Bringing Your Punch List into the 21st Century
Whether you’re the general contractor of a major construction firm or a local home builder, the completion of a project’s “punch list” is the final barrier between you and receiving payment for your work.
The explosion in popularity of smartphones begs for a solution to the traditional, low-tech way of approaching a construction project’s punch list.
Punch list computer software has existed for years (even for mobile phones). But none of the current construction project management software is maximizing the technology available on smartphones today.
This is how we’d like to see smartphones and specifically a punch list app bring the traditional construction punch list into the 21st century.
What the Punch List App Would Look Like
Imagine you’re a general contractor and you’re entering the punch list phase of a construction project. Instead of lugging building plans, compliance codes, pads of paper or even a large tablet PC to the job site to record information, you’re able to slip an iPhone with a punch list app into your pocket.
As you conduct your walk through, you’re only seconds away from creating an entry to your punch list. A couple of taps brings up 3-D floor plans; you manipulate the 3-D model with your fingers until you drill down to your exact location in the room; tap the specific problem area, tag it’s location, take a picture and quickly fill out a form describing the problem.
In addition to being able to draw on the plans themselves, the app would also allow you to draw lines or make marks on the pictures you’ve taken.
Because you’re using a smartphone to record information, you can log information more quickly than pen and paper and store more of it. Once a punch list entry is created, the information is shared with the appropriate subcontractor. To reduce the number of communications, punch list entries can also be grouped and sent out as one notification.
Information sent to the subs could include:
- Job site location
- Geo-tagged photos of issues
- Automatic voice-to-text transcription of audio notes
- Requested completion date
- Digital signature request
- Compliance notes for building codes
- Automatic schedule/calendar updates and notifications when tasks are completed
- Vendor price comparison for supplies
As subs complete tasks, the schedule is updated and notifications are pushed out to the other subs. This push notification would be especially useful for subs who are waiting on others to complete tasks. For example, as an electrician completes their work, they update the punch list app and the drywall company is immediately notified to begin work.

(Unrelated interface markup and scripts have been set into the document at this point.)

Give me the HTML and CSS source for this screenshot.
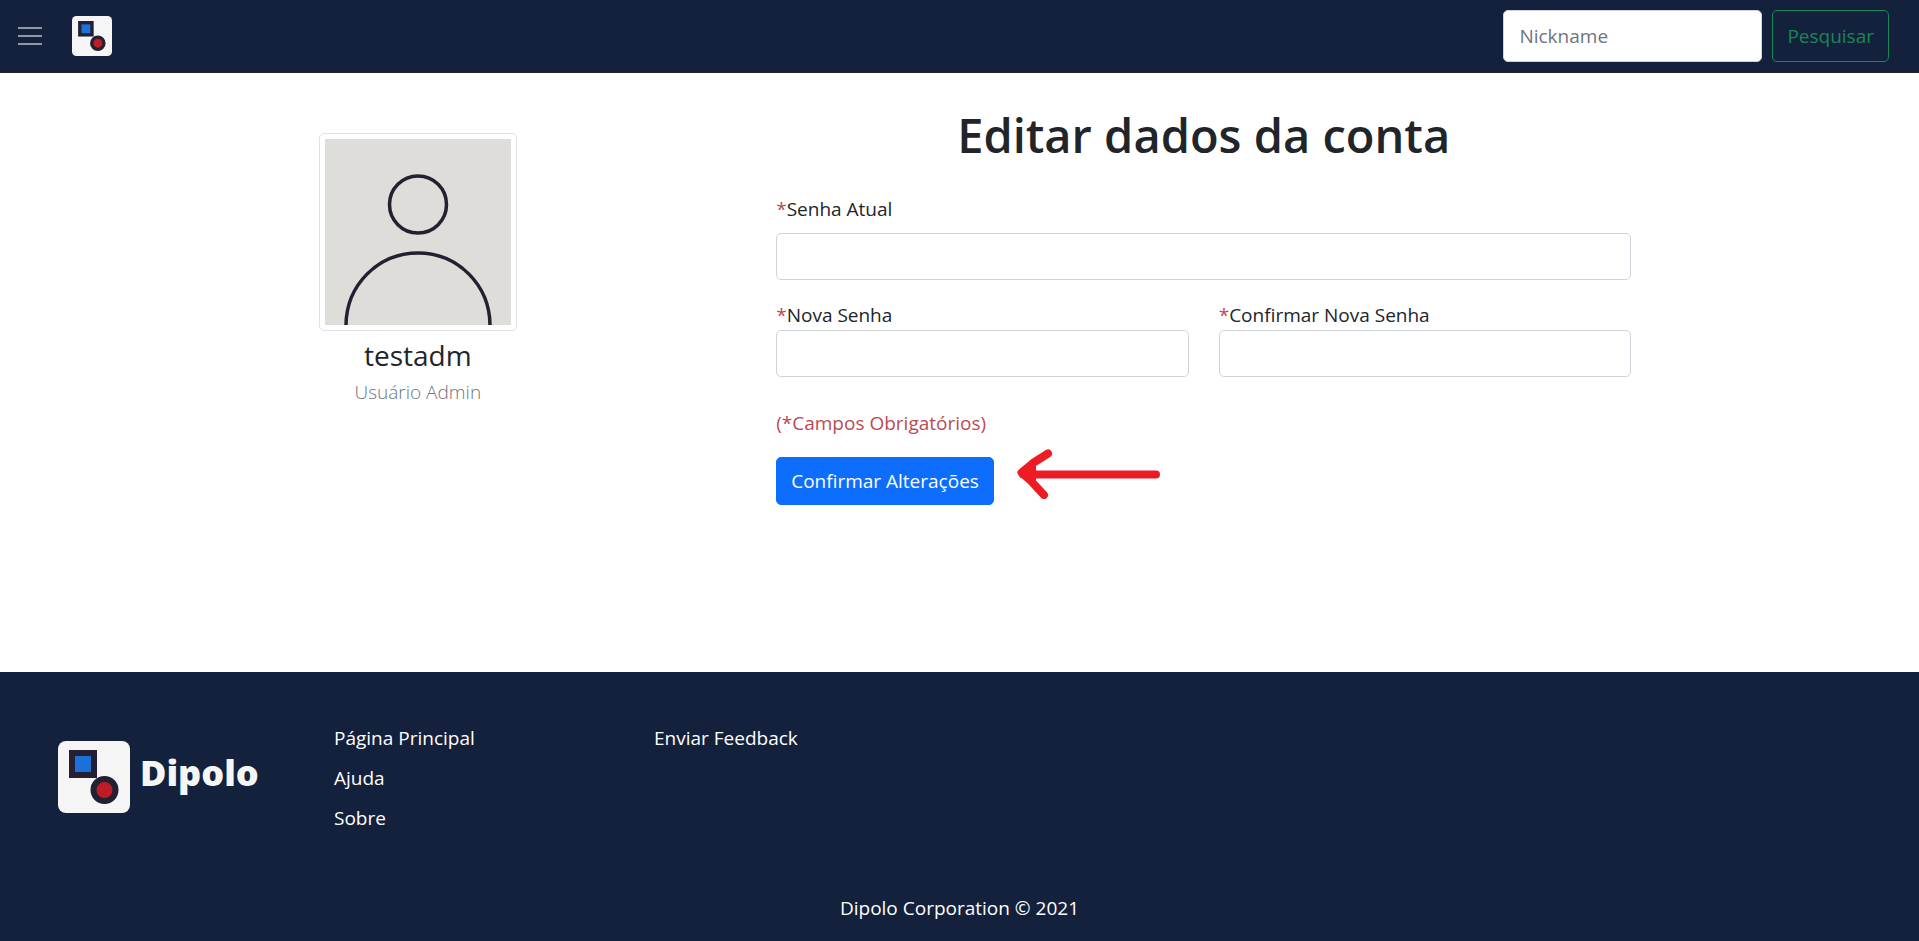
FILE: index.html
```html
<!DOCTYPE html>
<html lang="pt-BR">
<head>
<meta charset="utf-8">
<meta name="viewport" content="width=device-width, initial-scale=1">
<title>Dipolo</title>
<link rel="stylesheet" href="styles.css">
</head>
<body>
<svg class="sprite" aria-hidden="true">
  <symbol id="logo" viewBox="0 0 72 72">
    <rect width="72" height="72" rx="8" fill="#f6f5f5"/>
    <rect x="14" y="12" width="22" height="22" fill="#1c71d8" stroke="#241f31" stroke-width="6"/>
    <circle cx="46.500" cy="49" r="11" fill="#c01c28" stroke="#241f31" stroke-width="6"/>
  </symbol>
</svg>
<header class="navbar">
  <button class="menu" type="button" aria-label="Menu">
    <svg viewBox="0 0 24 24" stroke="currentColor" stroke-width="2"><path d="M0 4h24M0 12h24M0 20h24"/></svg>
  </button>
  <a class="brand" href="#" aria-label="Dipolo"><svg><use href="#logo"/></svg></a>
  <form class="search">
    <input class="control search-input" type="search" placeholder="Nickname" aria-label="Nickname">
    <button class="btn btn-outline" type="button">Pesquisar</button>
  </form>
</header>
<main class="content">
  <aside class="profile">
    <div class="thumbnail">
      <svg viewBox="0 0 186 186" fill="none" stroke="#241f31" stroke-width="3.500" role="img" aria-label="Foto de perfil">
        <rect width="186" height="186" fill="#deddda" stroke="none"/>
        <circle cx="93" cy="65.500" r="28.500"/>
        <path d="M21 187C21 146 53 114 93 114S165 146 165 187"/>
      </svg>
    </div>
    <h2 class="username">testadm</h2>
    <p class="role">Usuário Admin</p>
  </aside>
  <section class="account">
    <h1 class="title">Editar dados da conta</h1>
    <form class="account-form">
      <div class="field field-spaced">
        <label for="current"><span class="required">*</span>Senha Atual</label>
        <input class="control" id="current" type="password">
      </div>
      <div class="row">
        <div class="field">
          <label for="new"><span class="required">*</span>Nova Senha</label>
          <input class="control" id="new" type="password">
        </div>
        <div class="field">
          <label for="confirm"><span class="required">*</span>Confirmar Nova Senha</label>
          <input class="control" id="confirm" type="password">
        </div>
      </div>
      <p class="note required">(*Campos Obrigatórios)</p>
      <div class="actions">
        <button class="btn btn-primary" type="button">Confirmar Alterações</button>
        <svg class="arrow" viewBox="0 0 144 50" fill="none" stroke="#ed1c24" stroke-width="8" stroke-linecap="round" stroke-linejoin="round" aria-hidden="true"><path d="M139 25.500H6M31 4.500L16 14L4.500 23.500L14 32L27 46"/><path d="M5 23L18 15V33Z" stroke-width="2" fill="#ed1c24"/></svg>
      </div>
    </form>
  </section>
</main>
<footer class="footer">
  <div class="footer-columns">
    <a class="footer-brand" href="#"><svg><use href="#logo"/></svg><span class="wordmark">Dipolo</span></a>
    <nav class="links">
      <a href="#">Página Principal</a>
      <a href="#">Ajuda</a>
      <a href="#">Sobre</a>
    </nav>
    <nav class="links">
      <a href="#">Enviar Feedback</a>
    </nav>
  </div>
  <p class="copyright">Dipolo Corporation © 2021</p>
</footer>
</body>
</html>
```
FILE: styles.css
```css
* { box-sizing: border-box; }

body {
  margin: 0;
  min-height: 100vh;
  display: flex;
  flex-direction: column;
  background: #fff;
  color: #212529;
  font: 19px/30px "Open Sans", "Noto Sans", sans-serif;
}

h1, h2, p { margin: 0; }
a { color: inherit; text-decoration: none; }
input, button { font: inherit; }
svg { display: block; }
.sprite { position: absolute; width: 0; height: 0; }

.navbar {
  display: flex;
  align-items: center;
  padding: 10px 30px 10px 18px;
  background: #14213d;
  border-bottom: 1px solid #212529;
}
.menu {
  padding: 0;
  border: 0;
  background: none;
  color: #9097a5;
}
.menu svg { width: 24px; height: 24px; }
.brand { margin-left: 30px; }
.brand svg { width: 40px; height: 40px; }
.search {
  display: flex;
  gap: 10px;
  margin-left: auto;
}

.control {
  width: 100%;
  height: 47px;
  padding: 8px 15px;
  border: 1px solid #ced4da;
  border-radius: 5px;
  background: #fff;
  color: #212529;
}
.control::placeholder { color: #6c757d; opacity: 1; }
.search-input { width: 259px; height: 52px; }

.btn {
  padding: 8px 14px;
  border: 1px solid transparent;
  border-radius: 5px;
  white-space: nowrap;
}
.btn-outline { border-color: #198754; background: none; color: #198754; }
.btn-primary { border-color: #0d6efd; background: #0d6efd; color: #fff; }

.content {
  flex: 1;
  display: grid;
  grid-template-columns: 260fr 855fr;
  column-gap: 17%;
  align-items: start;
  padding: 30px 15% 60px;
}
.profile { padding-top: 30px; text-align: center; }
.thumbnail {
  width: 198px;
  margin: 0 auto;
  padding: 5px;
  border: 1px solid #dee2e6;
  border-radius: 5px;
}
.username {
  margin-top: 6px;
  font-size: 28px;
  font-weight: 400;
  line-height: 36px;
}
.role { margin-top: 4px; color: #6c757d; font-weight: 300; }

.title {
  padding-top: 2px;
  font-size: 47px;
  font-weight: 600;
  line-height: 60px;
  text-align: center;
}
.account-form { margin-top: 29px; }
.field { display: flex; flex-direction: column; }
.field-spaced { gap: 9px; }
.row {
  display: grid;
  grid-template-columns: 1fr 1fr;
  gap: 30px;
  margin-top: 20px;
}
.required { color: #bb4a50; }
.note { margin-top: 31px; }
.actions { position: relative; margin-top: 19px; }
.arrow {
  position: absolute;
  left: 241px;
  top: -8px;
  width: 144px;
  height: 50px;
}

.footer {
  padding: 50px 58px 18px;
  background: #14213d;
  color: #fff;
}
.footer-columns { display: flex; }
.footer-brand {
  display: flex;
  align-items: center;
  align-self: flex-start;
  gap: 10px;
  width: 276px;
  padding-top: 19px;
  color: #f6f5f5;
}
.footer-brand svg { width: 72px; height: 72px; }
.wordmark {
  padding-bottom: 8px;
  font: 900 36px/50px "Noto Sans", "Open Sans", sans-serif;
}
.links {
  display: flex;
  flex-direction: column;
  width: 320px;
}
.links a { padding: 5px 0; }
.links a:first-child { padding-top: 1px; }
.copyright { margin-top: 55px; text-align: center; }
```
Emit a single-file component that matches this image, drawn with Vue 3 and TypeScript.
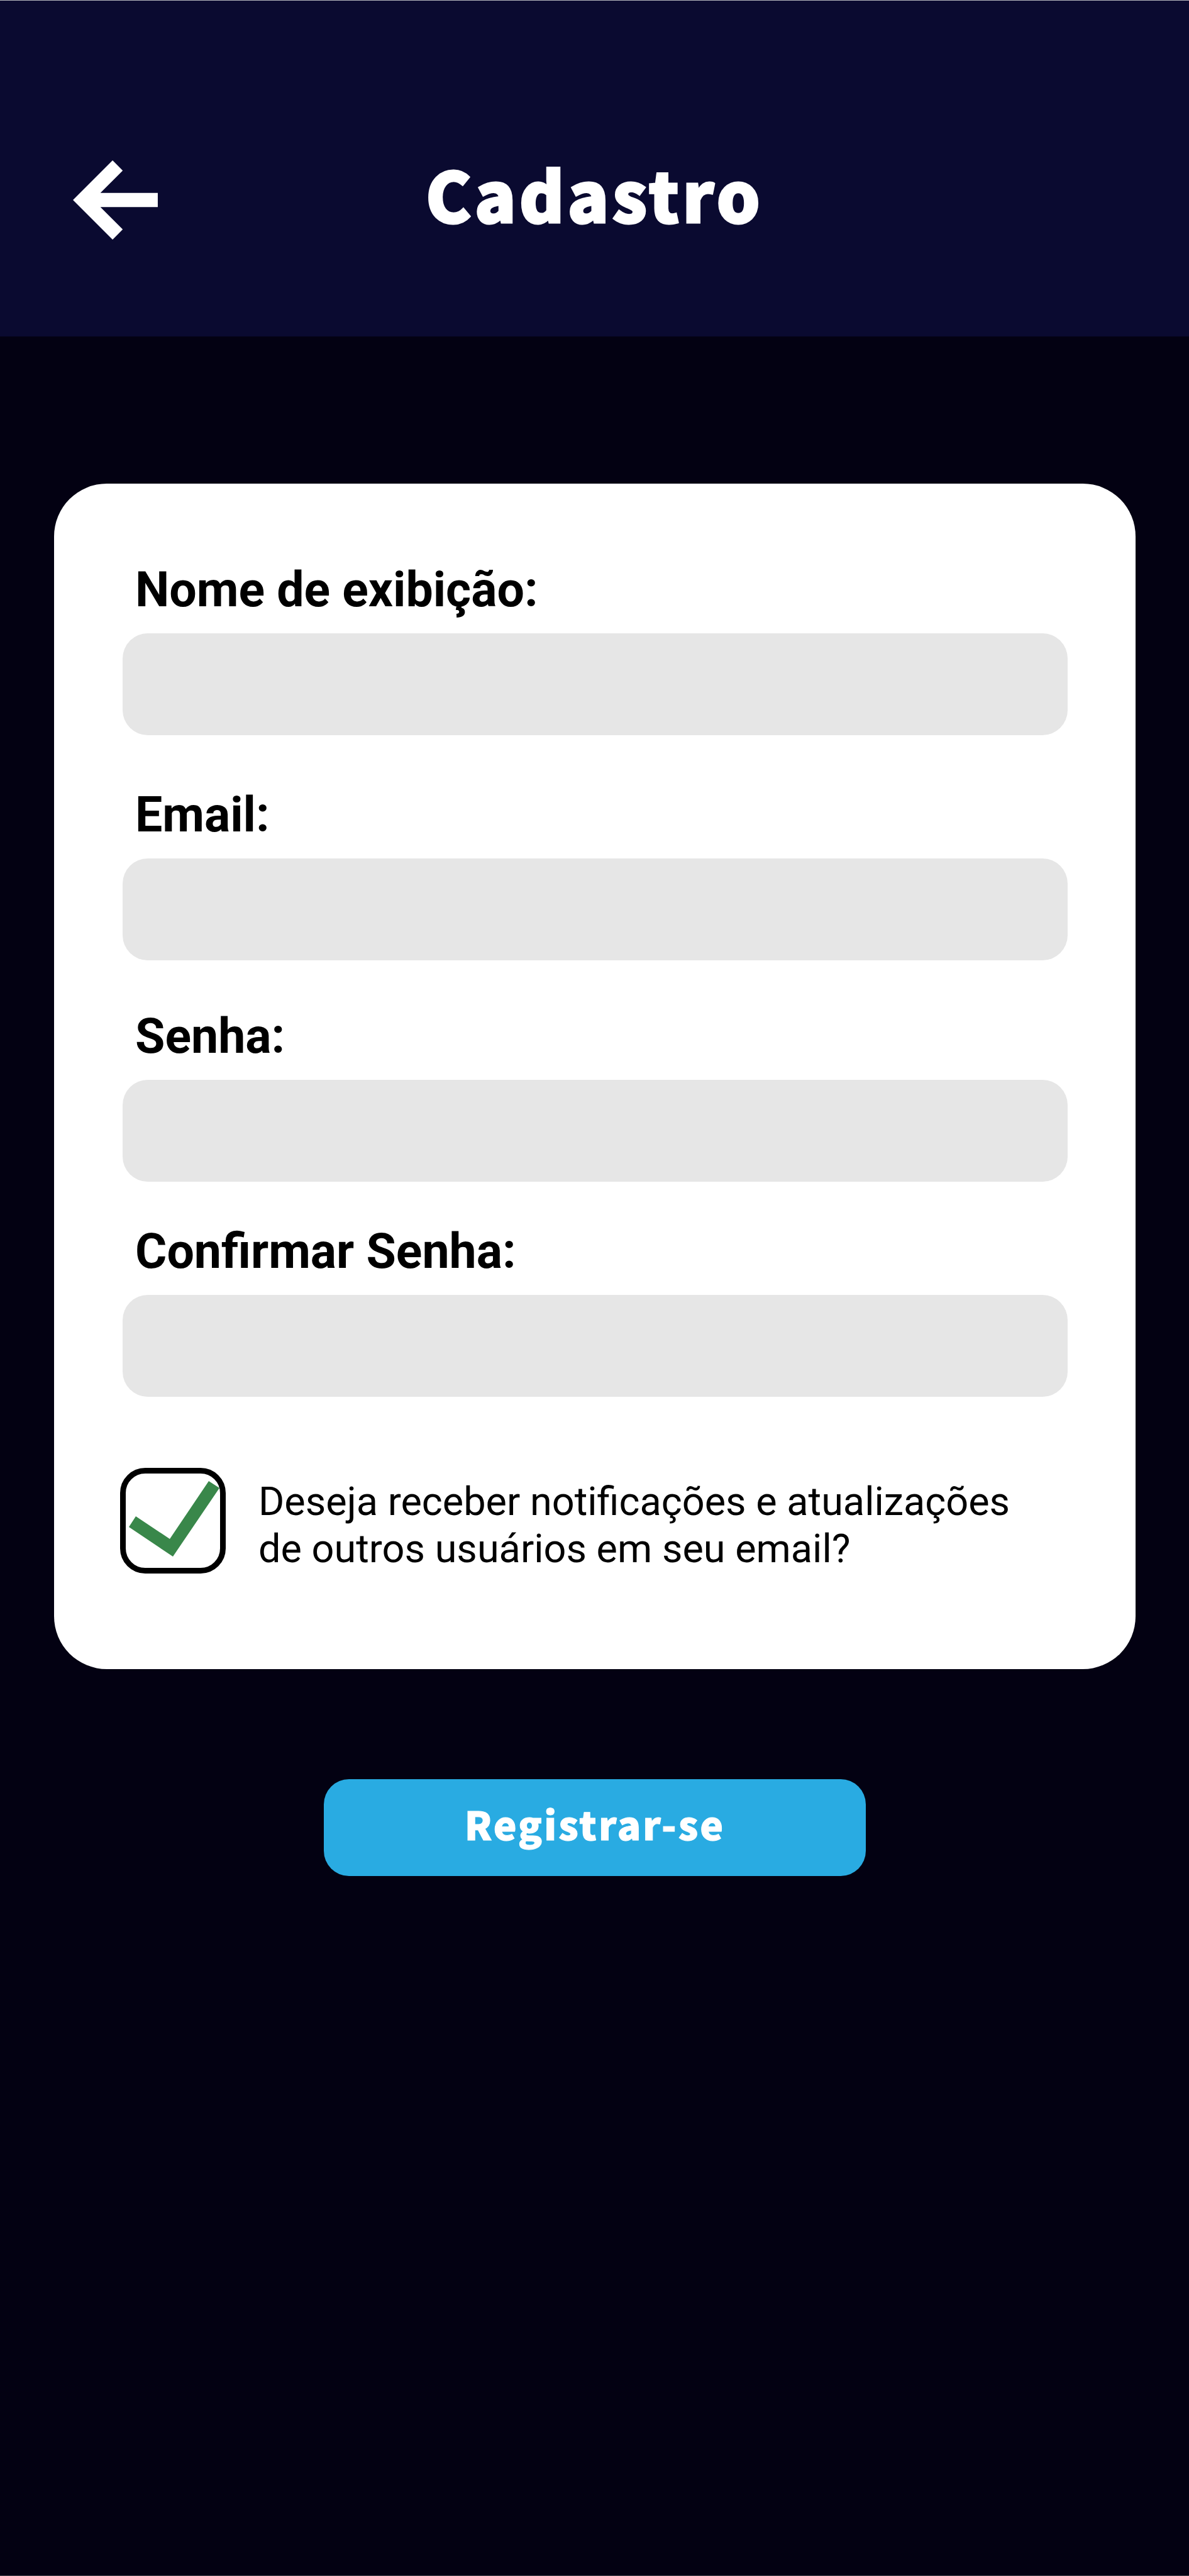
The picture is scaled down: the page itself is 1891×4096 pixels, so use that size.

The app would also be great for organizing employees on large job sites. In fact, with a group of connected employees on site, a general contractor could tap into employee locations via a GPS-enabled punch list app and assign tasks to the nearest employees.
How impressed would a customer be if you addressed a problem by immediately tapping into a mobile punch list app and directing the nearest employee to solve it?
From Paper to Pixels
The technology of a punch list app would get the buzz, but the app’s true power lies in it’s ability to streamline communication and organize information.
Traditional punch lists are recorded separately, often using completely different recording mediums. Some take a pen and paper to the job site; others an audio recorder; still others snap pictures. Logistically and organizationally, this is a nightmare for all involved.
Opportunities for delays exist at nearly every stage of the process. Information is spread out among building plans, handwritten notes and stray photos. Not to mention dozens of people.
What if every one involved in the punch list recorded information in the same mobile program, communicated instantaneously and received updates in real time?
This is exactly what our mobile punch list app sets out to accomplish.
Instead of each party waiting for updates from the general contractor, everyone is continually updated by the punch list app. More importantly, the updates are entered in the same way by each sub – through the app’s form. No more piles of paper and unorganized work orders while you try to interpret a subcontractor’s personal punch list system.
Subs can better plan their schedules knowing when jobs will be complete. GCs can check the overall status of a project by seeing how many punch list tasks have been completed. If a sub contractor hasn’t completed a punch list item, the app could even sync with a company’s accounts payable department to withhold payment.
Everyone is living in mobile harmony.